If you glance at the earnings results of Rio de Janeiro-based Companhia Vale do Rio Doce (NYSE: RIO), better known as Vale, you might come to an unreasonable conclusion. So I'm going to render my opinion up front on the company: Despite an earnings dip, Vale is an excellent way to play the world's progressively more voracious appetite for raw materials.

Vale, which leads the world in iron ore production, earned $2.02 billion, or $0.41 a share -- down 9% on the net income line from the $2.22 billion in the first quarter of 2007. Those are the perhaps not-so-good numbers. But it makes almost as much sense to focus on Vale's gross revenue growth of 4.8% and its hike in adjusted EBITDA, which was up 17.1% in the quarter.

The culprit in the company's lower earnings was a combination of reduced nickel prices and trading losses in some commodities.
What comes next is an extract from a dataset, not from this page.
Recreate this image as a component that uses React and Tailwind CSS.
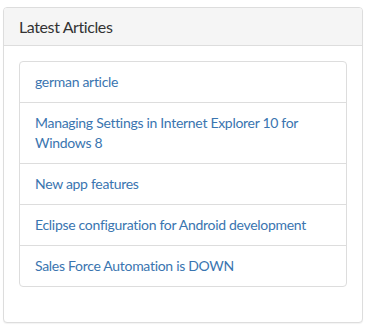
export default function App() {
  const items = [
    "german article",
    "Managing Settings in Internet Explorer 10 for Windows 8",
    "New app features",
    "Eclipse configuration for Android development",
    "Sales Force Automation is DOWN",
  ];
  return (
    <div className="w-[368px] h-[331px] bg-white pt-[7px] pl-[3px]" style={{ fontFamily: "Lato, 'Open Sans', sans-serif" }}>
      <div className="w-[360px] border border-[#dddddd] rounded-[4px] bg-white shadow-[0_1px_1px_rgba(0,0,0,0.05)]">
        <div className="h-[38px] px-[15px] flex items-center bg-[#f5f5f5] border-b border-[#dddddd] rounded-t-[3px]">
          <h3 className="text-[16px] text-[#333333] leading-[1.1] tracking-[-0.4px]">Latest Articles</h3>
        </div>
        <div className="p-[15px] pb-[35px]">
          <div className="border border-[#dddddd] rounded-[4px]">
            {items.map((t, i) => (
              <div
                key={i}
                className={"px-[15px] py-[10px] text-[14px] leading-[20px] tracking-[-0.3px] text-[#3a75b0] " + (i > 0 ? "border-t border-[#dddddd]" : "")}
              >
                <a href="#" className="text-[#3a75b0]">{t}</a>
              </div>
            ))}
          </div>
        </div>
      </div>
    </div>
  );
}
For the current quarter, however, I'm betting that an increase in iron ore prices will improve both revenues and earnings.

The key to Vale is that it's a significant player in the progressively more action-packed world of metals mining. It ranks behind only Melbourne-based BHP Billiton (NYSE: BHP) in the group, and immediately precedes Rio Tinto (NYSE: RTP). It has a worldwide employment roster of nearly 125,000 and has increased its revenue tenfold during this decade.

Two years ago, the company spent nearly $19 billion to buy Canada's big nickel producer, Inco -- a move that clearly hurt it in the most recent quarter. Nickel prices were down almost 50% from their recent highs.

Going forward, however, I see Vale as increasingly important in its sector's efforts to meet the global demand for metals. Beyond that, it doesn't strike me as absurd to envision an ultimate combination of Vale and Phoenix-based copper, molybdenum, and gold producer Freeport-McMoRan (NYSE: FCX).

In the meantime, it seems that Fools would be well advised to pay close attention to the mining sector, certainly including the ascendant Vale.